DIRECTIONS FOR THIS TASK: Leaving out every picture, quote the data below exactly as it appears.

COLLECTED DATA:
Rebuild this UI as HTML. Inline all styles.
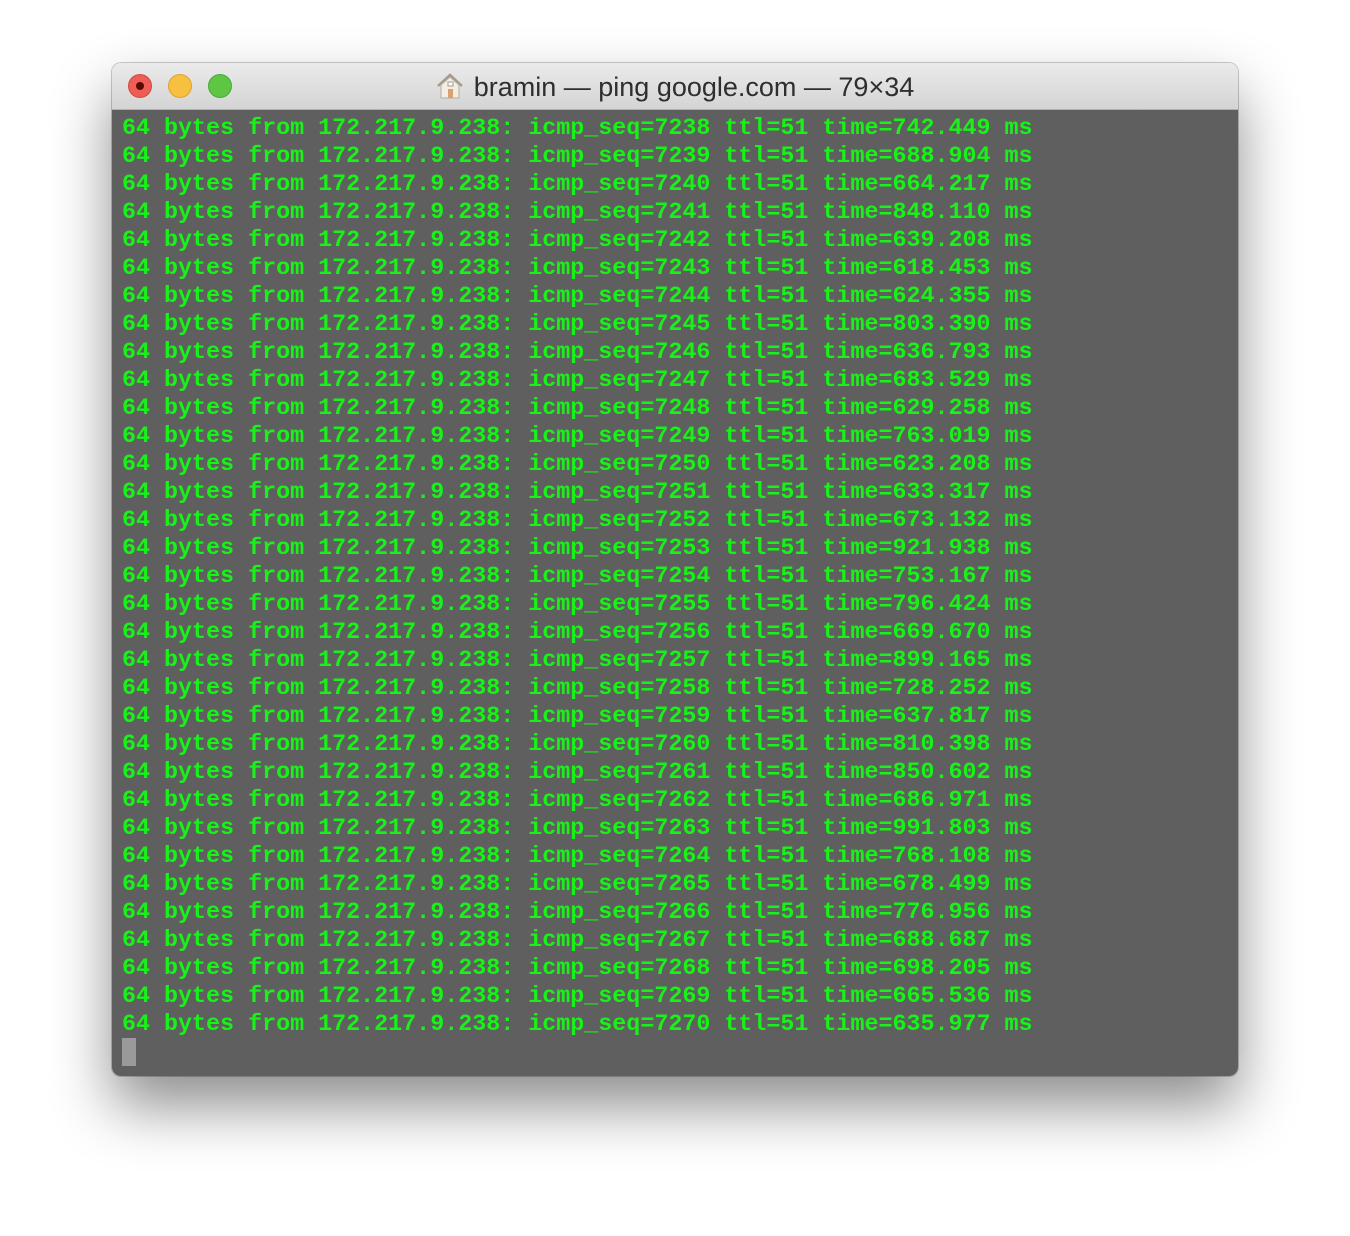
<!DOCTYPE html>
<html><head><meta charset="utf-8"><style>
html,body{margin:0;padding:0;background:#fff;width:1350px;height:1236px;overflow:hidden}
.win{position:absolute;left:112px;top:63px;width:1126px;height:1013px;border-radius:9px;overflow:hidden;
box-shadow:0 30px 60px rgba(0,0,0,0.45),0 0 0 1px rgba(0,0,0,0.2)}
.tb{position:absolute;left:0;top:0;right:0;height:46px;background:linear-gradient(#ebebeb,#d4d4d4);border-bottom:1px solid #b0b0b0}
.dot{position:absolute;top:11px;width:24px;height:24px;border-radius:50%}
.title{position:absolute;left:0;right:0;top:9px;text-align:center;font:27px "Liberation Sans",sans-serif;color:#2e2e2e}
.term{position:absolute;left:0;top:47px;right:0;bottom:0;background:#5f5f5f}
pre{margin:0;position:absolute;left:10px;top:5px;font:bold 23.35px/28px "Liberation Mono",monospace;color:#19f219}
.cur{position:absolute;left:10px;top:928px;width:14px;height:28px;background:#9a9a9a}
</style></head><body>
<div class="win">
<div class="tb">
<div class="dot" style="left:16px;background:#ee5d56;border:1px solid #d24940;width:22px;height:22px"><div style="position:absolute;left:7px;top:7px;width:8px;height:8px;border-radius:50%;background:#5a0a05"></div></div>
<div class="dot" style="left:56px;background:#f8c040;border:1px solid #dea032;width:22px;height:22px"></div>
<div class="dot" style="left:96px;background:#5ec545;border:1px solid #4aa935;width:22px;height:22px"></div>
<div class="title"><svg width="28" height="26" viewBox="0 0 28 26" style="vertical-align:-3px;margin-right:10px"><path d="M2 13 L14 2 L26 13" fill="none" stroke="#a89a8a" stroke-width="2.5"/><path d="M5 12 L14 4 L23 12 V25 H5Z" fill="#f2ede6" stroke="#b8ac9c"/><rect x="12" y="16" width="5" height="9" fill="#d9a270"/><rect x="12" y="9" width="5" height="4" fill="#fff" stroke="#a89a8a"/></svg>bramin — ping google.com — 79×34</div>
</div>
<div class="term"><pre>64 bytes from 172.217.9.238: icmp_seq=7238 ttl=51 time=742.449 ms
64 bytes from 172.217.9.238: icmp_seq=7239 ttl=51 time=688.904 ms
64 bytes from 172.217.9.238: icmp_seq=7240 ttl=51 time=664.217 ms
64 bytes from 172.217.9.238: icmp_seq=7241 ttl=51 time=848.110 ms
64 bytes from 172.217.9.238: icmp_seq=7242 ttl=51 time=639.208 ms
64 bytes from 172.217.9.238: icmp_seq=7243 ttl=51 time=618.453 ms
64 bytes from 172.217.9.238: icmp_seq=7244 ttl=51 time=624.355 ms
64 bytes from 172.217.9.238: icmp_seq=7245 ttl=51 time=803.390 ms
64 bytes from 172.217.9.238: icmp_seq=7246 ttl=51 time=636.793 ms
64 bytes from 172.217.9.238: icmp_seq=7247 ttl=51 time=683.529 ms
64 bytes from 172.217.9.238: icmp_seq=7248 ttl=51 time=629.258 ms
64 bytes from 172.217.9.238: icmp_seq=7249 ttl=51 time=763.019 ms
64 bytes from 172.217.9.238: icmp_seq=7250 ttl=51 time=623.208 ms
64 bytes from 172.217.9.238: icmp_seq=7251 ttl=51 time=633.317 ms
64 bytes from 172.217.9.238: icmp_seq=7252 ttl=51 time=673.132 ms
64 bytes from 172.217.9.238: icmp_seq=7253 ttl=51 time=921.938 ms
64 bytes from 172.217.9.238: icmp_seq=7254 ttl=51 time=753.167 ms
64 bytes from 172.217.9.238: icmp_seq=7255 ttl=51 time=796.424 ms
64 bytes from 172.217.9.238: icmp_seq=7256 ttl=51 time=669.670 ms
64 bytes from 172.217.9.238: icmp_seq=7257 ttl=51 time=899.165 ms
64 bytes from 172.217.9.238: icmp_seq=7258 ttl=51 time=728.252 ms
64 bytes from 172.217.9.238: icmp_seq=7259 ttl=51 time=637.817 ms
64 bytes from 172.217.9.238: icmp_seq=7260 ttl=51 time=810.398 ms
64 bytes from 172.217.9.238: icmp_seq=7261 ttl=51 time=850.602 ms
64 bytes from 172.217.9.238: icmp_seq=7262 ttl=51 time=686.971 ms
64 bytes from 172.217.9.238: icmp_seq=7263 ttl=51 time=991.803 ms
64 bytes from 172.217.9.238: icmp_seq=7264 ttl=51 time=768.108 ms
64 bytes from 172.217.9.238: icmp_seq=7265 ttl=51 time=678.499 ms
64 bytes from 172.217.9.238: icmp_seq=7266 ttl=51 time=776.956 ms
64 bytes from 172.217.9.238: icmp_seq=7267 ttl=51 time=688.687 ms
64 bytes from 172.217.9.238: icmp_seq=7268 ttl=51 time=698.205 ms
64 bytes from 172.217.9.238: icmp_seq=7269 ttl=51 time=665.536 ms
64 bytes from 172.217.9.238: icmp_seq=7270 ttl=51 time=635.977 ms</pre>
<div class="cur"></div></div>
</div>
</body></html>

RESPONSE:
Rebuild this UI as HTML. Inline all styles.
<!DOCTYPE html>
<html><head><meta charset="utf-8"><style>
html,body{margin:0;padding:0;background:#fff;width:1350px;height:1236px;overflow:hidden}
.win{position:absolute;left:112px;top:63px;width:1126px;height:1013px;border-radius:9px;overflow:hidden;
box-shadow:0 30px 60px rgba(0,0,0,0.45),0 0 0 1px rgba(0,0,0,0.2)}
.tb{position:absolute;left:0;top:0;right:0;height:46px;background:linear-gradient(#ebebeb,#d4d4d4);border-bottom:1px solid #b0b0b0}
.dot{position:absolute;top:11px;width:24px;height:24px;border-radius:50%}
.title{position:absolute;left:0;right:0;top:9px;text-align:center;font:27px "Liberation Sans",sans-serif;color:#2e2e2e}
.term{position:absolute;left:0;top:47px;right:0;bottom:0;background:#5f5f5f}
pre{margin:0;position:absolute;left:10px;top:5px;font:bold 23.35px/28px "Liberation Mono",monospace;color:#19f219}
.cur{position:absolute;left:10px;top:928px;width:14px;height:28px;background:#9a9a9a}
</style></head><body>
<div class="win">
<div class="tb">
<div class="dot" style="left:16px;background:#ee5d56;border:1px solid #d24940;width:22px;height:22px"><div style="position:absolute;left:7px;top:7px;width:8px;height:8px;border-radius:50%;background:#5a0a05"></div></div>
<div class="dot" style="left:56px;background:#f8c040;border:1px solid #dea032;width:22px;height:22px"></div>
<div class="dot" style="left:96px;background:#5ec545;border:1px solid #4aa935;width:22px;height:22px"></div>
<div class="title"><svg width="28" height="26" viewBox="0 0 28 26" style="vertical-align:-3px;margin-right:10px"><path d="M2 13 L14 2 L26 13" fill="none" stroke="#a89a8a" stroke-width="2.5"/><path d="M5 12 L14 4 L23 12 V25 H5Z" fill="#f2ede6" stroke="#b8ac9c"/><rect x="12" y="16" width="5" height="9" fill="#d9a270"/><rect x="12" y="9" width="5" height="4" fill="#fff" stroke="#a89a8a"/></svg>bramin — ping google.com — 79×34</div>
</div>
<div class="term"><pre>64 bytes from 172.217.9.238: icmp_seq=7238 ttl=51 time=742.449 ms
64 bytes from 172.217.9.238: icmp_seq=7239 ttl=51 time=688.904 ms
64 bytes from 172.217.9.238: icmp_seq=7240 ttl=51 time=664.217 ms
64 bytes from 172.217.9.238: icmp_seq=7241 ttl=51 time=848.110 ms
64 bytes from 172.217.9.238: icmp_seq=7242 ttl=51 time=639.208 ms
64 bytes from 172.217.9.238: icmp_seq=7243 ttl=51 time=618.453 ms
64 bytes from 172.217.9.238: icmp_seq=7244 ttl=51 time=624.355 ms
64 bytes from 172.217.9.238: icmp_seq=7245 ttl=51 time=803.390 ms
64 bytes from 172.217.9.238: icmp_seq=7246 ttl=51 time=636.793 ms
64 bytes from 172.217.9.238: icmp_seq=7247 ttl=51 time=683.529 ms
64 bytes from 172.217.9.238: icmp_seq=7248 ttl=51 time=629.258 ms
64 bytes from 172.217.9.238: icmp_seq=7249 ttl=51 time=763.019 ms
64 bytes from 172.217.9.238: icmp_seq=7250 ttl=51 time=623.208 ms
64 bytes from 172.217.9.238: icmp_seq=7251 ttl=51 time=633.317 ms
64 bytes from 172.217.9.238: icmp_seq=7252 ttl=51 time=673.132 ms
64 bytes from 172.217.9.238: icmp_seq=7253 ttl=51 time=921.938 ms
64 bytes from 172.217.9.238: icmp_seq=7254 ttl=51 time=753.167 ms
64 bytes from 172.217.9.238: icmp_seq=7255 ttl=51 time=796.424 ms
64 bytes from 172.217.9.238: icmp_seq=7256 ttl=51 time=669.670 ms
64 bytes from 172.217.9.238: icmp_seq=7257 ttl=51 time=899.165 ms
64 bytes from 172.217.9.238: icmp_seq=7258 ttl=51 time=728.252 ms
64 bytes from 172.217.9.238: icmp_seq=7259 ttl=51 time=637.817 ms
64 bytes from 172.217.9.238: icmp_seq=7260 ttl=51 time=810.398 ms
64 bytes from 172.217.9.238: icmp_seq=7261 ttl=51 time=850.602 ms
64 bytes from 172.217.9.238: icmp_seq=7262 ttl=51 time=686.971 ms
64 bytes from 172.217.9.238: icmp_seq=7263 ttl=51 time=991.803 ms
64 bytes from 172.217.9.238: icmp_seq=7264 ttl=51 time=768.108 ms
64 bytes from 172.217.9.238: icmp_seq=7265 ttl=51 time=678.499 ms
64 bytes from 172.217.9.238: icmp_seq=7266 ttl=51 time=776.956 ms
64 bytes from 172.217.9.238: icmp_seq=7267 ttl=51 time=688.687 ms
64 bytes from 172.217.9.238: icmp_seq=7268 ttl=51 time=698.205 ms
64 bytes from 172.217.9.238: icmp_seq=7269 ttl=51 time=665.536 ms
64 bytes from 172.217.9.238: icmp_seq=7270 ttl=51 time=635.977 ms</pre>
<div class="cur"></div></div>
</div>
</body></html>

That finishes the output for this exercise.